Indian political parties investing in influencers ahead of 2024 elections
In March, India’s BJP-led government floated a tender to get MyGov, a government platform for citizen political engagement, to work with influencer marketing companies. Yet, content promoters are sometimes not disclosed, with conflict of interest. Other political parties are also using Internet celebrities to reach out to voters, especially first timers.
New Delhi (AsiaNews) – As India’s 2024 general election approaches, the country’s political parties are recruiting influencers in an attempt to motivate young voters, some observers suggest.
To mark Prime Minister Narendra Modi's nine years in office, the ruling ultranationalist Hindu Bharatiya Janata Party (BJP) held a meeting in Mumbai in late May with about 500 influencers thanking participants for their contribution to the party’s success.
More meetings followed in Jammu and Kashmir, Gujarat, and the capital New Delhi.
But the BJP is not alone in turning to social media celebrities. The main opposition party, the Indian National Congress, which is in power in the western state of Rajasthan, announced last month that it would pay influencers US$ 120 to US$ 6,000 to promote welfare schemes on various online platforms.
“Influencers have replaced mainstream TV anchors to a large extent,” an anonymous YouTuber told the Rest of World. “However, influencers are not journalists, they are entertainers.”
Compared to radio and newspapers, propaganda via social platforms allows influencers to engage specific demographic groups who follow specific content on Facebook, Instagram, Twitter, and YouTube.
Shudeep Majumdar, cofounder of Zefmo Media, an influencer marketing company that worked on some political campaigns in 2017 and 2019, notes that his company is already receiving a large volume of requests from various parties.
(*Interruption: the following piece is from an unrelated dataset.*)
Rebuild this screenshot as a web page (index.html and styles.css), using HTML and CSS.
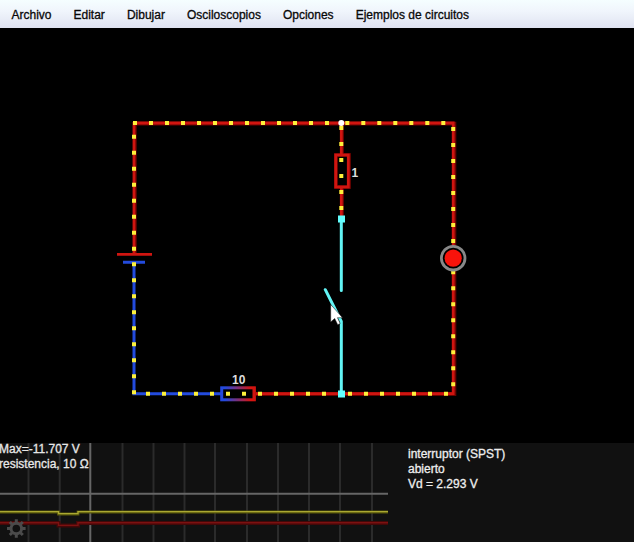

For Naresh Gupta, co-founder and managing partner of Bang in the Middle, this is a temporary phenomenon; "influencers can sell a product, a restaurant or a brand,” he says, but “By the time the elections come closer parties will be defocusing from this.”
In March, the BJP-led government floated a public tender to select influencer marketing companies to work with MyGov, a government-run citizen engagement platform.
Partnerships are not always disclosed though, and this has sparked several controversies. Back in January, the BJP itself required influencers to highlight if their trips and hotel stays were paid for by the brands they work with.
The issue came to the fore after podcasters and YouTubers interviewed government members; at least, five ministers have already appeared on YouTube thanks to the collaboration between MyGov and influencers like Ranveer Allahbadia and Raj Shamani, who have great followings.
Nowhere on the videos posted online was it disclosed that MyGov had paid for travel, board and lodging to the YouTube interviewers.
“This too very much falls in the category of promoting a brand, except that brand is the government of India,” said Manisha Pande, executive editor of Newslaundry, an Indian media watchdog.
Many influencers are enthusiastic about this new type of marketing that expands their follower base and brings in thousands more viewers, but this blurs the boundary between general content creators, who are paid to produce what they advertise, and reporters who collect and gather information.
Unlike trained journalists, “These guys approach everything as content creators, and a lot of what they do is dictated purely by views, by what gets them hits, by what gets them ad money,” Pande explained.
Under such circumstances, politicians have an opportunity to avoid hard questions that a journalist might ask on television. Indeed, influencers can create content that looks like “news” to most viewers, but one that reflects their political affiliation to one side or another.
Above all, social media are a highly profitable domain, with parties willing to pay more than US$ 2,400 for six tweets a month.
In the 2019 general election, the Election Commission reported that the total number of voters was around 900 million, with some 15 million first timers aged 18 and 19 years. In next spring's elections, the latter are likely to be many more.
First-time voters “have never consumed television news at 9 pm or opened newspapers in the morning,” said Akash Banerjee, a former journalist who now runs a YouTube channel with more than three million subscribers.
India’s has some 752 million active Internet users. More than half follow online news, while 45 per cent say that online news is more popular among their peers than traditional television.
Marketing operations by political parties are also aimed at other segments of the electorate, including niche groups, even in rural areas, which are harder to reach for politicians. With a mobile phone and an Internet connection., these remote voters can now find information about candidates.